Thank you for any feedback you’re able to share.
Leigh I was wondering why you didn’t consider the actigraph/actitrainer? The actitrainer can also track a heart rate monitor (theactigraph.com/actitrainer.com). Also the fitbit is almost ready for release (fitbit.com). I have high hopes for this pedometer+accelerometer to monitor changes in daily activity without having to deal with an obtrusive armband — the price point is great too. Of course it’s pre-release and they may turn out to be terrible! One last huge difference that you didn’t mention, which I believe is still the case, is that GWF is Mac compatible while BB is Windows only.
gabi-
that fitbit is very interesting looking….
I still cant tell if it is the same thing as the gowear fit? Do you know?
Much cheaper and no subscription
Thank you for answering (another) one of my questions!
I have so many more, but something tells me that they are unanswerable given the research conducted thus far. Do you know of any scientific studies currently being conducted? Pubmed’s results only yielded a frustrated hissy fit…
Awww I hate that you aren’t renting them. Thanks for answering more questions.

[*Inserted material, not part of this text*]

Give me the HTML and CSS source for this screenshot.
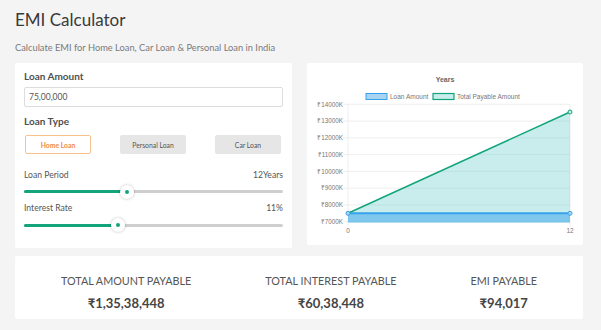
FILE: index.html
```html
<!DOCTYPE html>
<html lang="en">
<head>
<meta charset="utf-8">
<title>EMI Calculator</title>
<link rel="stylesheet" href="styles.css">
</head>
<body>
<div class="page">
  <h1 class="title">EMI Calculator</h1>
  <p class="subtitle">Calculate EMI for Home Loan, Car Loan &amp; Personal Loan in India</p>
  <div class="grid">
    <section class="card form">
      <div class="label">Loan Amount</div>
      <div class="input">75,00,000</div>
      <div class="label type-label">Loan Type</div>
      <div class="types">
        <button class="btn active">Home Loan</button>
        <button class="btn">Personal Loan</button>
        <button class="btn">Car Loan</button>
      </div>
      <div class="row period"><span>Loan Period</span><span>12Years</span></div>
      <div class="slider">
        <div class="track"><div class="fill" style="width:39.65%"></div></div>
        <div class="thumb" style="left:39.65%"></div>
      </div>
      <div class="row rate"><span>Interest Rate</span><span>11%</span></div>
      <div class="slider">
        <div class="track"><div class="fill" style="width:36.3%"></div></div>
        <div class="thumb" style="left:36.3%"></div>
      </div>
    </section>
    <section class="card chart">
      <svg class="chart-svg" viewBox="0 0 276 182" width="276" height="182">
        <text x="138" y="18.5" class="c-title">Years</text>
        <rect x="59" y="30.5" width="21" height="6" fill="#a9d3f1" stroke="#36a2eb" stroke-width="1"/>
        <text x="83" y="36" class="c-text">Loan Amount</text>
        <rect x="126" y="30.5" width="21" height="6" fill="#c9ecec" stroke="#13a57a" stroke-width="1.2"/>
        <text x="150" y="36" class="c-text">Total Payable Amount</text>
        <g class="grid-lines">
          <line x1="36" y1="41.3" x2="263" y2="41.3"/>
          <line x1="36" y1="58.1" x2="263" y2="58.1"/>
          <line x1="36" y1="74.8" x2="263" y2="74.8"/>
          <line x1="36" y1="91.6" x2="263" y2="91.6"/>
          <line x1="36" y1="108.4" x2="263" y2="108.4"/>
          <line x1="36" y1="125.2" x2="263" y2="125.2"/>
          <line x1="36" y1="141.9" x2="263" y2="141.9"/>
          <line x1="36" y1="158.7" x2="263" y2="158.7"/>
          <line x1="41" y1="41.3" x2="41" y2="163"/>
          <line x1="263" y1="41.3" x2="263" y2="163"/>
        </g>
        <g class="c-axis">
          <text x="36" y="43.5">₹14000K</text>
          <text x="36" y="60.3">₹13000K</text>
          <text x="36" y="77">₹12000K</text>
          <text x="36" y="93.8">₹11000K</text>
          <text x="36" y="110.6">₹10000K</text>
          <text x="36" y="127.4">₹9000K</text>
          <text x="36" y="144.1">₹8000K</text>
          <text x="36" y="160.9">₹7000K</text>
        </g>
        <text x="41" y="170" class="c-x">0</text>
        <text x="263" y="170" class="c-x">12</text>
        <polygon points="41,150.3 263,49 263,159.5 41,159.5" fill="rgba(75,192,192,0.3)"/>
        <rect x="41" y="150.3" width="222" height="9.2" fill="rgba(54,162,235,0.5)"/>
        <line x1="41" y1="150.3" x2="263" y2="150.3" stroke="#36a2eb" stroke-width="2"/>
        <line x1="41" y1="150.3" x2="263" y2="49" stroke="#12a47a" stroke-width="1.5"/>
        <circle cx="41" cy="150.3" r="2" fill="#a9d3f1" stroke="#36a2eb" stroke-width="1"/>
        <circle cx="263" cy="150.3" r="2" fill="#a9d3f1" stroke="#36a2eb" stroke-width="1"/>
        <circle cx="263" cy="49" r="2" fill="#c9ecec" stroke="#12a47a" stroke-width="1"/>
      </svg>
    </section>
  </div>
  <section class="card summary">
    <div class="sum-item">
      <div class="sum-label">TOTAL AMOUNT PAYABLE</div>
      <div class="sum-value">₹1,35,38,448</div>
    </div>
    <div class="sum-item">
      <div class="sum-label">TOTAL INTEREST PAYABLE</div>
      <div class="sum-value">₹60,38,448</div>
    </div>
    <div class="sum-item">
      <div class="sum-label">EMI PAYABLE</div>
      <div class="sum-value">₹94,017</div>
    </div>
  </section>
</div>
</body>
</html>
```
FILE: styles.css
```css
html, body {
  margin: 0;
  background: #f4f4f4;
  font-family: Lato, "Open Sans", "DejaVu Sans", sans-serif;
  color: #555;
}
.page {
  padding: 0 18px 0 15px;
}
.title {
  margin: 9px 0 0;
  font-size: 17px;
  font-weight: 400;
  line-height: 22px;
  color: #3a3a3a;
}
.subtitle {
  margin: 11px 0 0;
  font-size: 9.3px;
  line-height: 12px;
  color: #7a7a7a;
}
.grid {
  display: grid;
  grid-template-columns: 277px 276px;
  column-gap: 15px;
  margin-top: 9px;
  align-items: start;
}
.card {
  background: #fff;
  border-radius: 2px;
}
.form {
  padding: 6px 9px 15px;
}
.label {
  font-size: 10px;
  font-weight: 700;
  line-height: 14px;
  color: #505050;
}
.input {
  margin-top: 4px;
  height: 20px;
  box-sizing: border-box;
  border: 1px solid #ddd;
  border-radius: 2px;
  padding-left: 4px;
  font-size: 8.5px;
  line-height: 18px;
  color: #555;
}
.type-label {
  margin-top: 7px;
}
.types {
  display: flex;
  justify-content: space-between;
  padding: 0 2px 0 1px;
  margin-top: 7px;
}
.btn {
  width: 66px;
  height: 19px;
  box-sizing: border-box;
  border: 0;
  border-radius: 2px;
  background: #e6e6e6;
  font-family: inherit;
  font-size: 6.8px;
  color: #555;
  padding: 0;
  display: flex;
  align-items: center;
  justify-content: center;
}
.btn.active {
  background: #fff;
  border: 1px solid #f9c18e;
  color: #f18a3c;
  font-weight: 700;
}
.row {
  display: flex;
  justify-content: space-between;
  font-size: 8.6px;
  line-height: 12px;
  color: #555;
}
.period {
  margin-top: 14.7px;
}
.rate {
  margin-top: 2.4px;
}
.slider {
  position: relative;
  height: 16px;
  margin-top: 3px;
  display: flex;
  align-items: center;
}
.track {
  width: 100%;
  height: 3px;
  background: #cfcfcf;
  border-radius: 2px;
}
.fill {
  height: 100%;
  background: #12a47a;
  border-radius: 2px;
}
.thumb {
  position: absolute;
  top: 50%;
  width: 14px;
  height: 14px;
  margin: -7px 0 0 -7px;
  border-radius: 50%;
  background: #fff;
  box-shadow: 0 0 3px rgba(0, 0, 0, 0.25);
  display: flex;
  align-items: center;
  justify-content: center;
}
.thumb::after {
  content: "";
  width: 4px;
  height: 4px;
  border-radius: 50%;
  background: #12a47a;
}
.chart {
  height: 182px;
}
.chart-svg {
  display: block;
  font-family: "Liberation Sans", Arial, sans-serif;
}
.c-title {
  font-size: 7px;
  font-weight: 700;
  fill: #666;
  text-anchor: middle;
}
.c-text {
  font-size: 6.5px;
  fill: #777;
}
.c-axis text {
  font-size: 6.3px;
  fill: #777;
  text-anchor: end;
}
.c-x {
  font-size: 6.5px;
  fill: #777;
  text-anchor: middle;
}
.grid-lines line {
  stroke: #ebebeb;
  stroke-width: 0.8;
}
.summary {
  margin-top: 8px;
  height: 63px;
  box-sizing: border-box;
  padding: 18px 9px 0;
  display: flex;
  justify-content: space-around;
  text-align: center;
}
.sum-label {
  font-size: 10.8px;
  line-height: 14px;
  color: #555;
}
.sum-value {
  margin-top: 7px;
  font-size: 13px;
  font-weight: 700;
  line-height: 17px;
  color: #454545;
}
```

RedOne, this article refers to some studies: http://online.wsj.com/article/SB124570834470838683.html which might help you find them.
shari, the fitbit is just the little black thing. there will be fewer inputs than a bodybugg (no temperature or skin response thing). it is just an accelerometer-based pedometer. but it’s much cheaper and basically all you can do is compare day-to-day anyway even with the armbands. there are more details at blog.fitbit.com — btw i’m not affiliated but I did preorder one!
Thanks gabi….already saw that
I preordered a fitbit as well. Seems pretty exciting.